When the planning profession was still nascent in the 1950’s, well defined social needs and the desire to improve poor living conditions were the dominant basis for policy and regulation. By the time the 1970’s and 80’s came around the emphasis shifted towards increasingly pluralistic and open ended outcomes.

This thinking emerged from a number of prominent planning theorists that asserted that the act of planning itself was inherently political and so there could be no ideal social condition that could properly define an ideal intervention to a generalized need. This gave rise to the predominance of advocacy planning, which quite like lawyers taking different sides on issues, works by allowing the strongest planning voice representing a particular attitude, approach and response to a perceived or real problem to prevail.

Since the 1990’s “planning advocacy” has matured and become even more democratized through active public participation and involvement. Today, both planning advocacy and public participation form the backbone of most planning efforts.

stairsIncreasingly, computer simulations and models provide the third leg of this platform on which contemporary planning is done. There are of course many nuances to this highly simplified narrative of how we plan, but we know contemporary planning is tedious, certainly in terms of time and money spent. Often, the lowest common denominator or sub-optimal outcomes are all we can collectively agree on.

This tedium is complicated by the predominant disposition that more development somehow translates to more social benefit (i.e. increases in real estate investment and value will assure better schools, open space and other public amenities). Unfortunately this trickle-down approach doesn’t work with every development issue or location as neatly as might be hoped for.

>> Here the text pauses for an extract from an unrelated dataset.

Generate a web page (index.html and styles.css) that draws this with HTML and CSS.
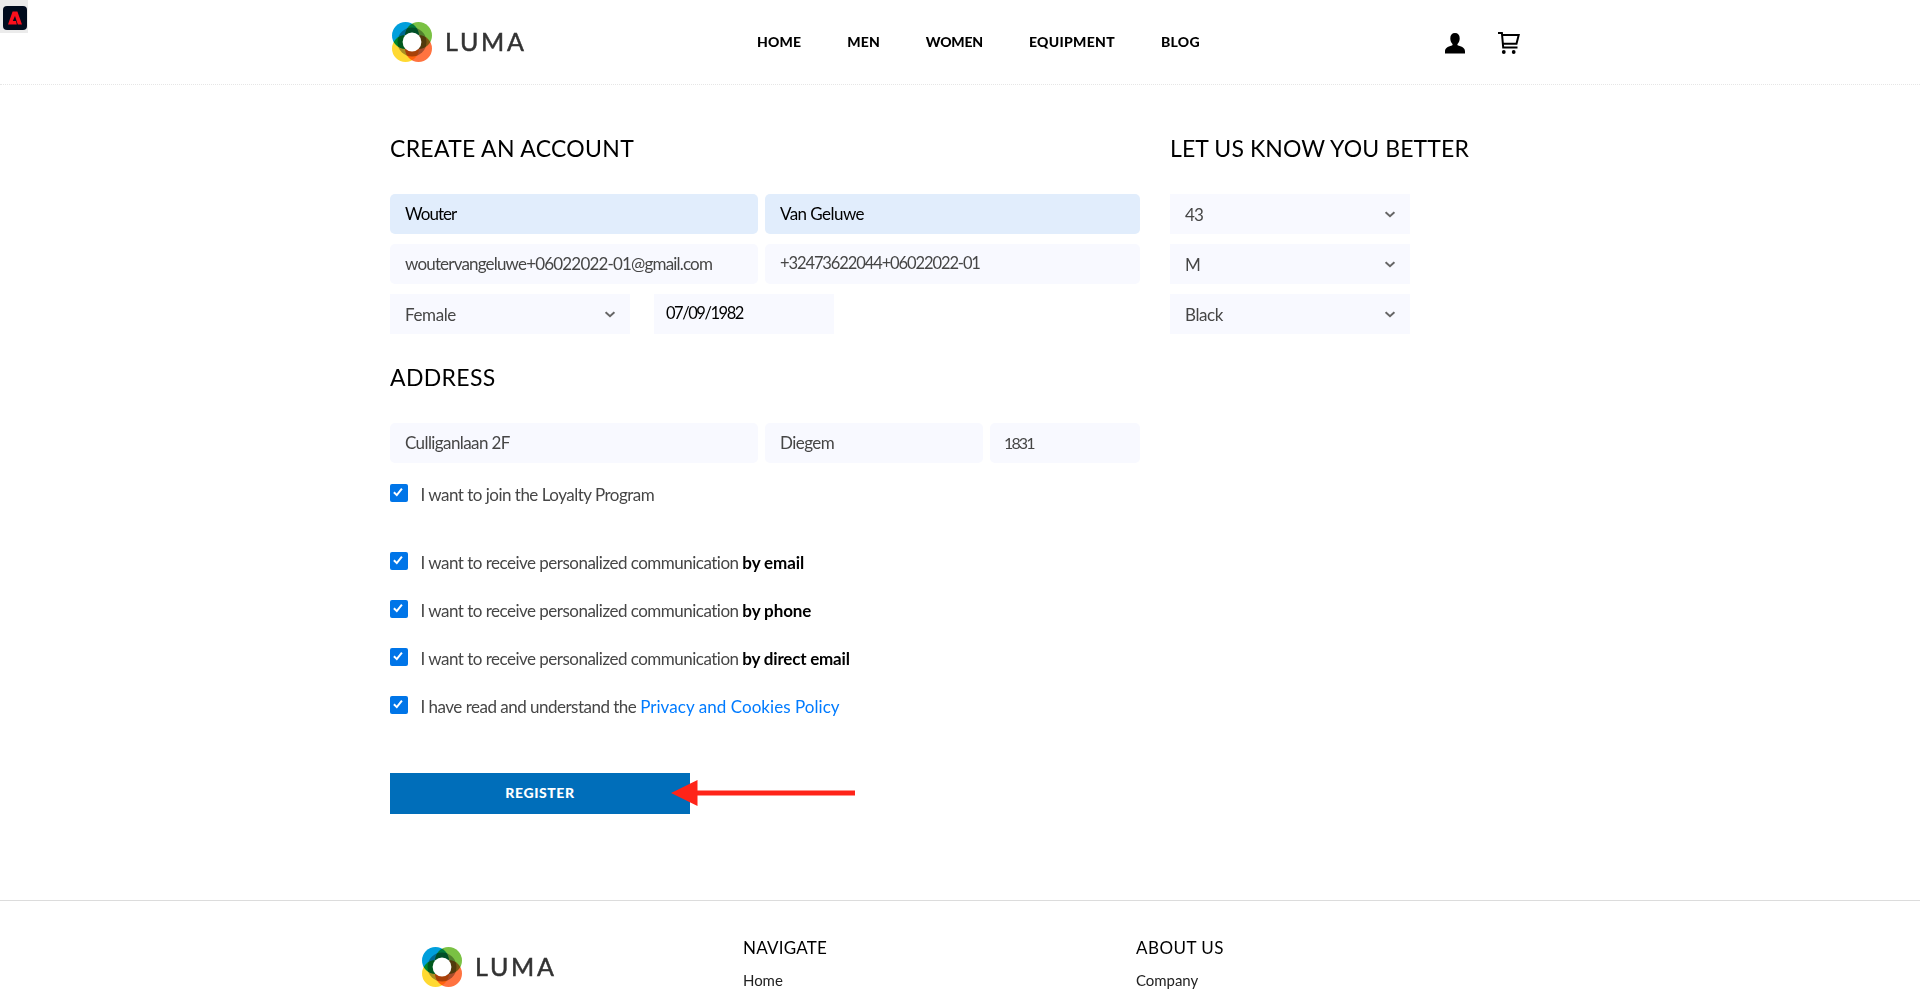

In our fast paced world our big expectations and high hopes demand ever faster fulfillment. So it’s evident we need better planning delivery mechanisms. Rather than completely reinvent the way we do things, I believe smarter use of technologies and tools already at our disposal can help us do so.

The Changed Nature of Data and Information

We all know that for democratic decision making to truly work, we must have an informed and engaged public. Today, we increasingly find we have too much data and information, quite the opposite of the past inadequacies that plagued the hope for intelligent debate and solutions. Today’s data and information challenges are different and arise from inconsistencies, gaps, or “poor” data. This means available data often needs to be interpreted from multiple sources. Further, such data may be inconsistent in quality, inadequate, or of poor, even excessive granularity (resolution). As we know bringing data into compatible and problem adequate levels takes time.

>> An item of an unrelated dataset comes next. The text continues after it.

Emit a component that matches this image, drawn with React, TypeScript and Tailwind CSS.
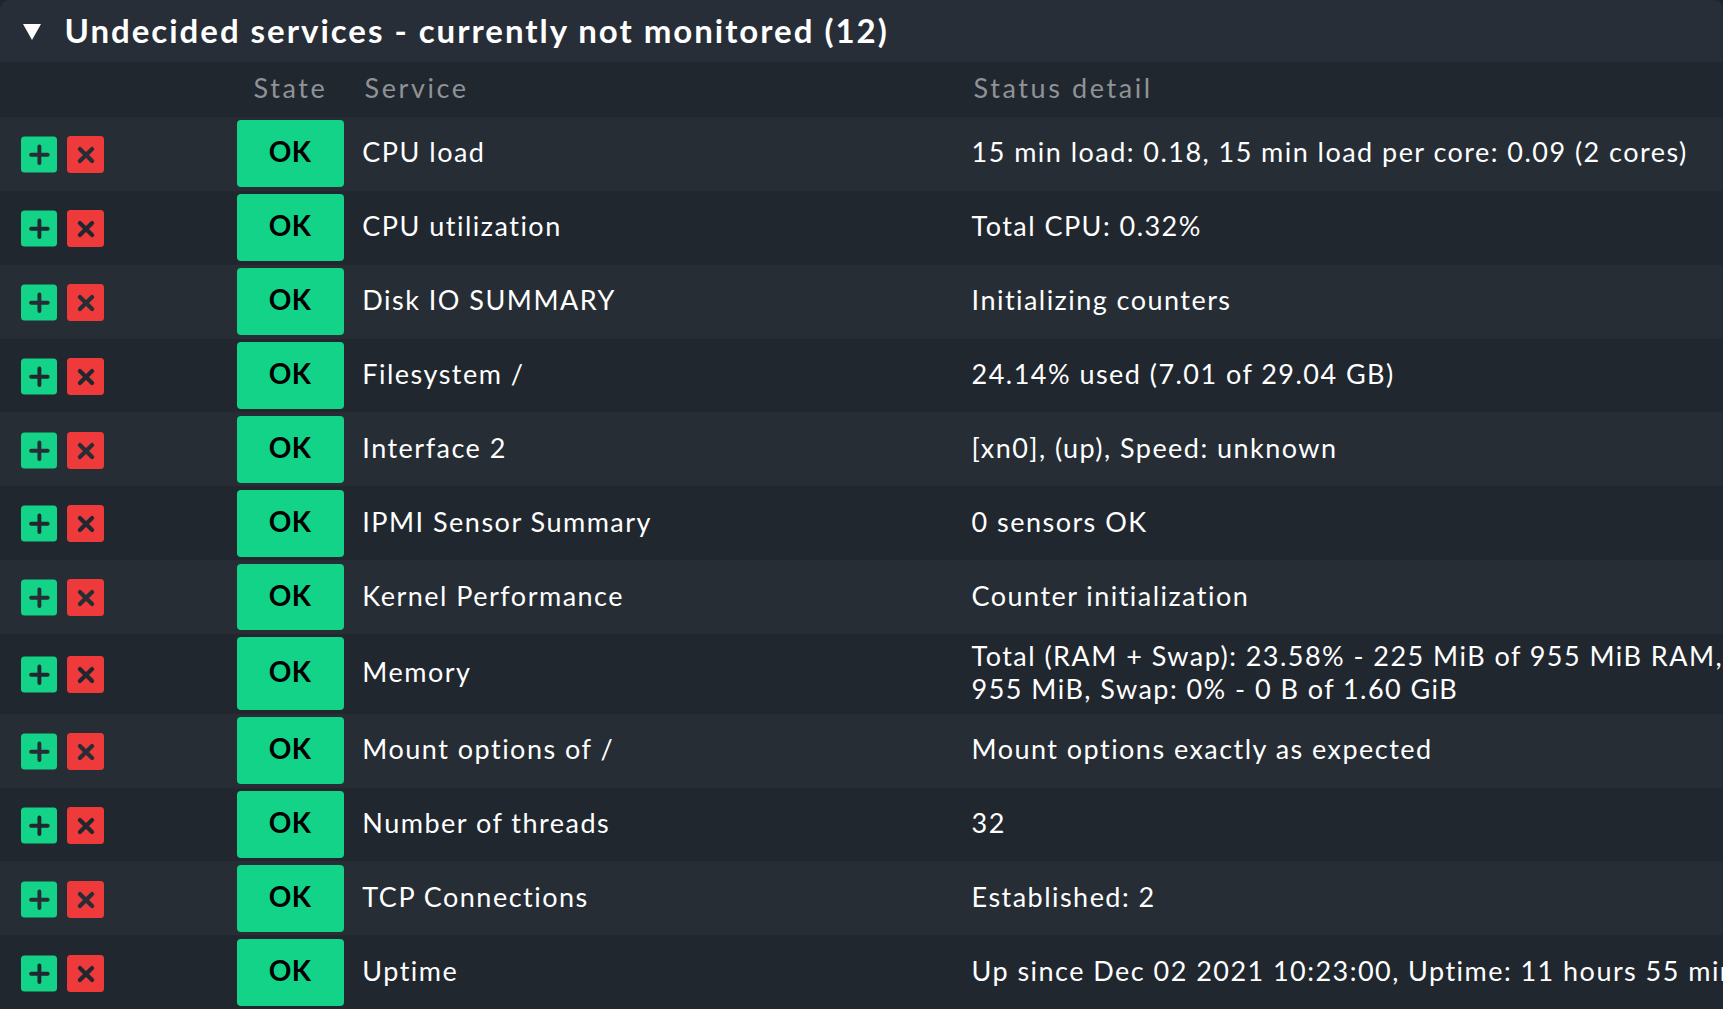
import React from "react";
import clsx from "clsx";

type Service = {
  name: string;
  detail: string[];
  row: string;
  icons?: string;
  badge?: string;
};

const SERVICES: Service[] = [
  { name: "CPU load", detail: ["15 min load: 0.18, 15 min load per core: 0.09 (2 cores)"], row: "h-[74px] pt-[3px] pb-1" },
  { name: "CPU utilization", detail: ["Total CPU: 0.32%"], row: "h-[74px] pt-[3px] pb-1" },
  { name: "Disk IO SUMMARY", detail: ["Initializing counters"], row: "h-[74px] pt-[3px] pb-1" },
  { name: "Filesystem /", detail: ["24.14% used (7.01 of 29.04 GB)"], row: "h-[73px] pt-[3px] pb-[3px]" },
  { name: "Interface 2", detail: ["[xn0], (up), Speed: unknown"], row: "h-[74px] pt-1 pb-[3px]" },
  { name: "IPMI Sensor Summary", detail: ["0 sensors OK"], row: "h-[74px] pt-1 pb-[3px]", icons: "pt-0" },
  { name: "Kernel Performance", detail: ["Counter initialization"], row: "h-[74px] pt-1 pb-1", icons: "pt-px", badge: "pb-1" },
  {
    name: "Memory",
    detail: ["Total (RAM + Swap): 23.58% - 225 MiB of 955 MiB RAM,", "955 MiB, Swap: 0% - 0 B of 1.60 GiB"],
    row: "h-20 pt-[3px] pb-1",
  },
  { name: "Mount options of /", detail: ["Mount options exactly as expected"], row: "h-[74px] pt-[3px] pb-1" },
  { name: "Number of threads", detail: ["32"], row: "h-[73px] pt-[3px] pb-[3px]" },
  { name: "TCP Connections", detail: ["Established: 2"], row: "h-[74px] pt-1 pb-[3px]" },
  { name: "Uptime", detail: ["Up since Dec 02 2021 10:23:00, Uptime: 11 hours 55 minutes"], row: "h-[74px] pt-1 pb-[3px]", icons: "pt-px" },
];

function AddIcon({ stroke }: { stroke: string }) {
  return (
    <svg width="36" height="37" viewBox="0 0 36 37" className="shrink-0">
      <rect x="0" y="0.4" width="36" height="36.2" rx="3.5" fill="#13d389" />
      <path d="M18.4 10.5v16.6M10.1 18.8h16.6" stroke={stroke} strokeWidth="3.9" strokeLinecap="round" />
    </svg>
  );
}

function RemoveIcon({ stroke }: { stroke: string }) {
  return (
    <svg width="37" height="37" viewBox="0 0 37 37" className="ml-2.5 shrink-0">
      <rect width="37" height="37" rx="3.5" fill="#ee3a3b" />
      <path d="M12.9 13.1l12.2 12M25.1 13.1l-12.2 12" stroke={stroke} strokeWidth="4.2" strokeLinecap="round" />
    </svg>
  );
}

function ServiceRow({ service, odd }: { service: Service; odd: boolean }) {
  const bg = odd ? "#262d35" : "#21272f";
  return (
    <div className={clsx("flex items-stretch", service.row, odd ? "bg-[#262d35]" : "bg-[#21272f]")}>
      <div className={clsx("flex w-[237px] shrink-0 items-center pl-[21px]", service.icons ?? "pt-[2px]")}>
        <AddIcon stroke={bg} />
        <RemoveIcon stroke={bg} />
      </div>
      <div
        className={clsx(
          "flex w-[107px] shrink-0 items-center justify-center rounded-[4px] bg-[#13d389] pr-px text-[28px] leading-[33px] font-bold tracking-[0.4px] text-black",
          service.badge ?? "pb-[5px]",
        )}
      >
        OK
      </div>
      <div className="flex w-[609px] shrink-0 items-center pb-[4px] pl-[18.3px]">{service.name}</div>
      <div
        className={clsx(
          "flex shrink-0 flex-col justify-center pl-[18.6px] tracking-[1.46px]",
          service.detail.length > 1 ? "pb-[3px]" : "pb-1",
        )}
      >
        {service.detail.map((line) => (
          <div key={line}>{line}</div>
        ))}
      </div>
    </div>
  );
}

export default function App() {
  return (
    <div className="h-[1009px] w-[1723px] overflow-hidden bg-[#1e242b] font-['Lato',sans-serif] text-[27px] leading-[33px] tracking-[1.49px] whitespace-nowrap text-white">
      <div className="flex h-[62px] items-center rounded-t-[9px] bg-[#272e37] pb-[2px] pl-[23px] text-[33px] leading-[40px] font-bold tracking-[1.98px]">
        <svg width="18" height="16" viewBox="0 0 18 16" className="mt-[4px] mr-[23.5px] shrink-0">
          <path d="M0 0h18L9 16z" fill="#fff" />
        </svg>
        Undecided services - currently not monitored (12)
      </div>
      <div className="flex h-[55px] items-center bg-[#21272f] pb-[4px] tracking-[2.6px] text-[#8f9296]">
        <div className="ml-[253.5px] w-[111px]">State</div>
        <div className="w-[609px]">Service</div>
        <div>Status detail</div>
      </div>
      {SERVICES.map((s, i) => (
        <ServiceRow key={s.name} service={s} odd={i % 2 === 0} />
      ))}
    </div>
  );
}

Many of these data quality and sort problems can be better addressed by understanding the context and nature of the problem itself. Doing so reveals that often too much data is a burden, and often the inadequacies can be offset by clever compensations.

Let’s assume these aspects of data can be effectively addressed. This allows us to focus on the urgent need for good decision support tools that are specifically oriented towards helping stakeholders in the planning process (i.e. the public, decision makers and technical experts). These tools need to help us quickly and reliably comprehend increasingly complex environments so that the common impulses that highjack the discussion focus, or allow competing interests to take over, and decision drift can all be minimized. Doing so is absolutely essential to collectively making the difficult trade-offs necessary to move forward. We cannot address risk and uncertainty without having more mature ways to comprehend the environment in which they occur.

Simulation models vs.?

As mentioned earlier most contemporary planning relies on simulations and complex models to project future needs, minimize risk and uncertainty, as well as assess trade-offs. Any good techie or programmer will readily tell you the limitations of a simulation program. Everyone else is usually challenged. This inability to comprehend undermines the basic expectation of the openness in which today’s planning processes are expected to work.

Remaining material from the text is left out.